I don't take issue with the GM deciding stuff. I mean, imagine a game of chess. I start moving your pieces. You might complain about that - that doesn't mean you have an issue with moving the pieces; or even that you have an issue with me moving the pieces. All it means is that you have an issue with
me moving
your pieces.
I don't enjoy RPGing - either as player or GM - where the bulk of significant fiction flows from the GM. In this thread,
@hawkeyefan has talked about the GM controlling information. I don't enjoy that sort of RPGing. The DMGs from two editions have been quoted, both providing examples of the GM establishing situations where the meaning of the situation is decided by the GM and is opaque and/or irrelevant to the players. The 2nd ed DMG characterises the "meaning" of player actions in terms of elements of the fiction that the players don't even know about (eg it may be meaningful for a player to have their PC ignore a magic sword, if in doing so they pass up the chance to acquire a power that they didn't know the sword possesses; it is meaningful for the players to have their PCs choose to wait and find out what a dust cloud heralds, when only the GM has the least notion of what that might be).
In Burning Wheel, the GM
present situations (as I quoted upthread from the rulebook). I've just given examples of how these situations can be established. What is key is that they speak to the player-authored priorities. And not just in the sense of a hook, but in terms of what the player is provoked or invited to do in the scene. Here is how the scene with Aedhros and the petty official unfolded:
Aedhros's response was to sing a short verse of the Rhyme of Unravelling, breaking the official's belt with the result that his pants fell down. I decided that Aedhros kept singing, sufficently to give me a test to cause the official intense sorrow (this is the Dark Elf version of Wonderment from spell songs). The official - Will B3, we agreed - fell to his knees weeping bitterly, in remorse for all his pointless past actions (including his harassment of Aedhros). An attempt to further grind him down with Ugly Truth (untrained on Perception, and suffering a +2 Ob penalty from the Deceptive trait) failed.
My friend decided that this was about the time that Alicia awoke - she has an instinct If it shines in the dark, steal it, and he wondered if there was anything shiny revealed by the falling down of the official's trousers. I suggested a key. Alicia wanted to steal it as he wept. She called on the spirits of the coastal sea to help, and a mist rose up on the harbour. The successful Spirit Binding gave a helping die for a beginner's luck Inconspicuous test, lifting the key from the helpless, weeping man.
One of Aedhros's Beliefs was that Only because Alicia seems poor and broken can I endure her company.
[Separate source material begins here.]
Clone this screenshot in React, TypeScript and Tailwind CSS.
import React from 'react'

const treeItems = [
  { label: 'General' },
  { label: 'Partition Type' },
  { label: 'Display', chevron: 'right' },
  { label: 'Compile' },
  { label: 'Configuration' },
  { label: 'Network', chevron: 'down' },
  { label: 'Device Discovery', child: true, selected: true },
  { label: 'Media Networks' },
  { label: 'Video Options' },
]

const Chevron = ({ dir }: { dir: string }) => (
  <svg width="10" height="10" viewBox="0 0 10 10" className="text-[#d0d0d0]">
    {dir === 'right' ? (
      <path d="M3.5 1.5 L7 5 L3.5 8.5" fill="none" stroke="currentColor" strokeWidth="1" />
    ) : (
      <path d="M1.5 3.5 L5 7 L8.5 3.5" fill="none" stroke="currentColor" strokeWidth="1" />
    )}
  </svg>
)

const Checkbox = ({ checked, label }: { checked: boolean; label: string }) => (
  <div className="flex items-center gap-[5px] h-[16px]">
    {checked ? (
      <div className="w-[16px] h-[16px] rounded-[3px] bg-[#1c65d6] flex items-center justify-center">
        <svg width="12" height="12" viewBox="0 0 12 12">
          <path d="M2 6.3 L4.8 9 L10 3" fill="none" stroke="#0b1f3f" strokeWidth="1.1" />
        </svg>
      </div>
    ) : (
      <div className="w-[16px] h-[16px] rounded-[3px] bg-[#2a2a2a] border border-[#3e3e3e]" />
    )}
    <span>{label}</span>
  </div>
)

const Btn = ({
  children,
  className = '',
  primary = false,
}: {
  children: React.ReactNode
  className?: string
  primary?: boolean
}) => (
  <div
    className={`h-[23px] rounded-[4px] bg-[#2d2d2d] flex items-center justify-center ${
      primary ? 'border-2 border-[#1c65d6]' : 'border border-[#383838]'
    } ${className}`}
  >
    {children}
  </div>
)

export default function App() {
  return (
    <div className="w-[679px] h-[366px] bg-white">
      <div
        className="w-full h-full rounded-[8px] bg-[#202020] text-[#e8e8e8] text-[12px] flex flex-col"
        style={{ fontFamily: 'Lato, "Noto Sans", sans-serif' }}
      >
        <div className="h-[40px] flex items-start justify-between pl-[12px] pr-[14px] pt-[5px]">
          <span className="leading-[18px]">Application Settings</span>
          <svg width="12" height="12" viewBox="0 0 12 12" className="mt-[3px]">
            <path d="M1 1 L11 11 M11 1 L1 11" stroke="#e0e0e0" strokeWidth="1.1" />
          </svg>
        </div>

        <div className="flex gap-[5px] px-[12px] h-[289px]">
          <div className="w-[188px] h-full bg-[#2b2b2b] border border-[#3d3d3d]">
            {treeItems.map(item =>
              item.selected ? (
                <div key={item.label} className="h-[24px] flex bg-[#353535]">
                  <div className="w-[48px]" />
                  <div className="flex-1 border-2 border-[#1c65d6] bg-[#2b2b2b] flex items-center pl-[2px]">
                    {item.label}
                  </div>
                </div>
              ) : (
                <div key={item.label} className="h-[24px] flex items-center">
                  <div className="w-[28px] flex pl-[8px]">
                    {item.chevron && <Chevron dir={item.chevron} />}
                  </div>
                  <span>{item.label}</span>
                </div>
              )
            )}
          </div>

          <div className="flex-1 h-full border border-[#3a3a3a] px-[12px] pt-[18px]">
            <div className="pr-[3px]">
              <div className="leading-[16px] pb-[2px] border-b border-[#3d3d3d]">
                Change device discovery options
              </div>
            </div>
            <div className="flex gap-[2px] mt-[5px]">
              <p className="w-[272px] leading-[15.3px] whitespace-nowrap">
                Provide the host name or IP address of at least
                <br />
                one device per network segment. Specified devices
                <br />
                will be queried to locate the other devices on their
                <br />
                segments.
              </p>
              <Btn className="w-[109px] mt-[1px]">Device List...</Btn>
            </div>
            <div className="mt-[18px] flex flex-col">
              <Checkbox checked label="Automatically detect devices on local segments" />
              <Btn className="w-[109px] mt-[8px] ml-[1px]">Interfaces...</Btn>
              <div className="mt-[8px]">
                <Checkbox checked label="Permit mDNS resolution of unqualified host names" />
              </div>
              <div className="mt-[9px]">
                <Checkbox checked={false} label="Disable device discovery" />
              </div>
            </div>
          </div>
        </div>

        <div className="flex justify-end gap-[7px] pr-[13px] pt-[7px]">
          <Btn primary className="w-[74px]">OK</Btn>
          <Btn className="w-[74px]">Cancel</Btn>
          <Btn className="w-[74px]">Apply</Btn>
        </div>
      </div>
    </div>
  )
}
To keep her poor and broken, he pick-pocketed the key from her - an easy success for B4 Sleight of Hand with Stealthy and Inconspicuous FoRKs against untrained Observation.
Alicia, unaware of what Aedhros had done, wanted to know what the key opened. She Persuaded the official to tell her (an easy success against Will 3). I (exercising GMing powers, not playing Aedhros) decided that it opened the strongroom in the harbour office, where records and the like are kept. Alicia and Aedhros agreed to break into it, to find information that might help Alicia pursue her Belief that I will one day be rich enough to BUY a ship, and/or help get revenge on the master of the ship the two of us had sailed on.